OBJECTIVE » The material below should be written out in full and exactly; pictures stay out of the copy.

-=-=-

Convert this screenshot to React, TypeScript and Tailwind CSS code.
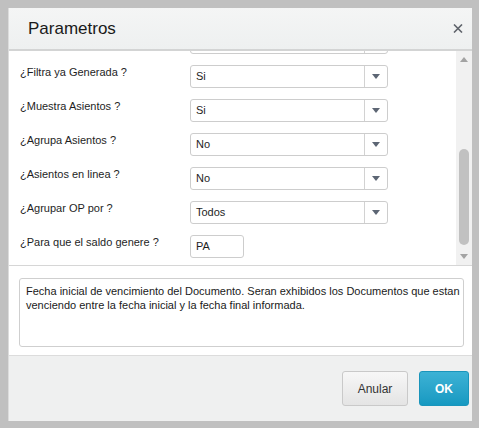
import React from "react";

type Param = {
  label: string;
  value: string;
  kind: "select" | "text";
};

// first entry sits mostly above the visible scroll window
const params: Param[] = [
  { label: "", value: "", kind: "select" },
  { label: "¿Filtra ya Generada ?", value: "Si", kind: "select" },
  { label: "¿Muestra Asientos ?", value: "Si", kind: "select" },
  { label: "¿Agrupa Asientos ?", value: "No", kind: "select" },
  { label: "¿Asientos en linea ?", value: "No", kind: "select" },
  { label: "¿Agrupar OP por ?", value: "Todos", kind: "select" },
  { label: "¿Para que el saldo genere ?", value: "PA", kind: "text" },
];

const Caret = ({ up = false, className = "" }: { up?: boolean; className?: string }) => (
  <svg width="8" height="5" viewBox="0 0 8 5" className={className}>
    <polygon points={up ? "0,5 8,5 4,0" : "0,0 8,0 4,5"} fill="currentColor" />
  </svg>
);

const SelectBox = ({ value }: { value: string }) => (
  <div className="flex h-[23px] w-[198px] items-stretch rounded-[3px] border border-[#cdcdcd] bg-white">
    <div className="flex flex-1 items-center pl-[5px] text-[11px] text-[#1e1e1e]">{value}</div>
    <div className="flex w-[23px] items-center justify-center border-l border-[#d2d2d2] text-[#5d6674]">
      <Caret />
    </div>
  </div>
);

const TextBox = ({ value }: { value: string }) => (
  <div className="flex h-[23px] w-[54px] items-center rounded-[3px] border border-[#cdcdcd] bg-white pl-[5px] text-[11px] text-[#1e1e1e]">
    {value}
  </div>
);

export default function App() {
  return (
    <div
      className="h-[428px] w-[479px] bg-[#c0c0c0] pt-[8px] pl-[8px]"
      style={{ fontFamily: '"Liberation Sans", Arial, sans-serif' }}
    >
      <div className="flex h-[413px] w-[464px] flex-col border-l border-[#dcdcdc] bg-white">
        {/* header */}
        <div className="flex h-[43px] items-center justify-between border-b-2 border-[#d3d4d4] bg-gradient-to-b from-[#f4f5f5] to-[#eef0f0] pl-[19px] pr-[9px]">
          <span className="text-[17px] text-[#1a1a1a]">Parametros</span>
          <svg width="10" height="9" viewBox="0 0 10 9" className="mt-[-1px]">
            <path d="M1 0.5 L9 8.5 M9 0.5 L1 8.5" stroke="#5f646b" strokeWidth="1.6" />
          </svg>
        </div>

        {/* parameter list */}
        <div className="flex h-[215px] border-b border-[#d6d6d6]">
          <div className="flex-1 overflow-hidden">
            <div className="-mt-[20px] flex flex-col gap-[11px] pl-[11px]">
              {params.map((p, i) => (
                <div key={i} className="flex items-start">
                  <div className="w-[170px] pt-[1px] text-[11px] leading-[13px] text-[#1e1e1e]">{p.label}</div>
                  {p.kind === "select" ? <SelectBox value={p.value} /> : <TextBox value={p.value} />}
                </div>
              ))}
            </div>
          </div>
          {/* scrollbar */}
          <div className="flex w-[16px] flex-col items-center bg-[#f1f1f1] pt-[6px] pb-[6px]">
            <Caret up className="text-[#a3a3a3]" />
            <div className="mt-[87px] h-[96px] w-[10px] rounded-full bg-[#c1c1c1]" />
            <div className="flex-1" />
            <Caret className="text-[#a3a3a3]" />
          </div>
        </div>

        {/* help text */}
        <div className="flex-1 px-[10px] pt-[12px]">
          <div className="h-[69px] w-[445px] rounded-[3px] border border-[#cfcfcf] pl-[6px] pt-[5px] text-[11px] leading-[14px] text-[#1a1a1a]">
            Fecha inicial de vencimiento del Documento. Seran exhibidos los Documentos que estan venciendo entre la fecha
            inicial y la fecha final informada.
          </div>
        </div>

        {/* footer */}
        <div className="flex h-[66px] items-start justify-end gap-[11px] border-t border-[#dcdcdc] bg-[#eff0f0] pt-[15px] pr-[3px]">
          <button className="h-[35px] w-[66px] rounded-[3px] border border-[#c9c9c9] bg-gradient-to-b from-[#f7f7f7] to-[#e4e4e4] text-[12px] text-[#333]">
            Anular
          </button>
          <button className="h-[35px] w-[50px] rounded-[3px] border border-[#1a95bb] bg-gradient-to-b from-[#3cb2d5] to-[#1599c1] text-[12px] font-bold text-white">
            OK
          </button>
        </div>
      </div>
    </div>
  );
}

-=-=-

CORRECT RESULT »
Convert this screenshot to React, TypeScript and Tailwind CSS code.
import React from "react";

type Param = {
  label: string;
  value: string;
  kind: "select" | "text";
};

// first entry sits mostly above the visible scroll window
const params: Param[] = [
  { label: "", value: "", kind: "select" },
  { label: "¿Filtra ya Generada ?", value: "Si", kind: "select" },
  { label: "¿Muestra Asientos ?", value: "Si", kind: "select" },
  { label: "¿Agrupa Asientos ?", value: "No", kind: "select" },
  { label: "¿Asientos en linea ?", value: "No", kind: "select" },
  { label: "¿Agrupar OP por ?", value: "Todos", kind: "select" },
  { label: "¿Para que el saldo genere ?", value: "PA", kind: "text" },
];

const Caret = ({ up = false, className = "" }: { up?: boolean; className?: string }) => (
  <svg width="8" height="5" viewBox="0 0 8 5" className={className}>
    <polygon points={up ? "0,5 8,5 4,0" : "0,0 8,0 4,5"} fill="currentColor" />
  </svg>
);

const SelectBox = ({ value }: { value: string }) => (
  <div className="flex h-[23px] w-[198px] items-stretch rounded-[3px] border border-[#cdcdcd] bg-white">
    <div className="flex flex-1 items-center pl-[5px] text-[11px] text-[#1e1e1e]">{value}</div>
    <div className="flex w-[23px] items-center justify-center border-l border-[#d2d2d2] text-[#5d6674]">
      <Caret />
    </div>
  </div>
);

const TextBox = ({ value }: { value: string }) => (
  <div className="flex h-[23px] w-[54px] items-center rounded-[3px] border border-[#cdcdcd] bg-white pl-[5px] text-[11px] text-[#1e1e1e]">
    {value}
  </div>
);

export default function App() {
  return (
    <div
      className="h-[428px] w-[479px] bg-[#c0c0c0] pt-[8px] pl-[8px]"
      style={{ fontFamily: '"Liberation Sans", Arial, sans-serif' }}
    >
      <div className="flex h-[413px] w-[464px] flex-col border-l border-[#dcdcdc] bg-white">
        {/* header */}
        <div className="flex h-[43px] items-center justify-between border-b-2 border-[#d3d4d4] bg-gradient-to-b from-[#f4f5f5] to-[#eef0f0] pl-[19px] pr-[9px]">
          <span className="text-[17px] text-[#1a1a1a]">Parametros</span>
          <svg width="10" height="9" viewBox="0 0 10 9" className="mt-[-1px]">
            <path d="M1 0.5 L9 8.5 M9 0.5 L1 8.5" stroke="#5f646b" strokeWidth="1.6" />
          </svg>
        </div>

        {/* parameter list */}
        <div className="flex h-[215px] border-b border-[#d6d6d6]">
          <div className="flex-1 overflow-hidden">
            <div className="-mt-[20px] flex flex-col gap-[11px] pl-[11px]">
              {params.map((p, i) => (
                <div key={i} className="flex items-start">
                  <div className="w-[170px] pt-[1px] text-[11px] leading-[13px] text-[#1e1e1e]">{p.label}</div>
                  {p.kind === "select" ? <SelectBox value={p.value} /> : <TextBox value={p.value} />}
                </div>
              ))}
            </div>
          </div>
          {/* scrollbar */}
          <div className="flex w-[16px] flex-col items-center bg-[#f1f1f1] pt-[6px] pb-[6px]">
            <Caret up className="text-[#a3a3a3]" />
            <div className="mt-[87px] h-[96px] w-[10px] rounded-full bg-[#c1c1c1]" />
            <div className="flex-1" />
            <Caret className="text-[#a3a3a3]" />
          </div>
        </div>

        {/* help text */}
        <div className="flex-1 px-[10px] pt-[12px]">
          <div className="h-[69px] w-[445px] rounded-[3px] border border-[#cfcfcf] pl-[6px] pt-[5px] text-[11px] leading-[14px] text-[#1a1a1a]">
            Fecha inicial de vencimiento del Documento. Seran exhibidos los Documentos que estan venciendo entre la fecha
            inicial y la fecha final informada.
          </div>
        </div>

        {/* footer */}
        <div className="flex h-[66px] items-start justify-end gap-[11px] border-t border-[#dcdcdc] bg-[#eff0f0] pt-[15px] pr-[3px]">
          <button className="h-[35px] w-[66px] rounded-[3px] border border-[#c9c9c9] bg-gradient-to-b from-[#f7f7f7] to-[#e4e4e4] text-[12px] text-[#333]">
            Anular
          </button>
          <button className="h-[35px] w-[50px] rounded-[3px] border border-[#1a95bb] bg-gradient-to-b from-[#3cb2d5] to-[#1599c1] text-[12px] font-bold text-white">
            OK
          </button>
        </div>
      </div>
    </div>
  );
}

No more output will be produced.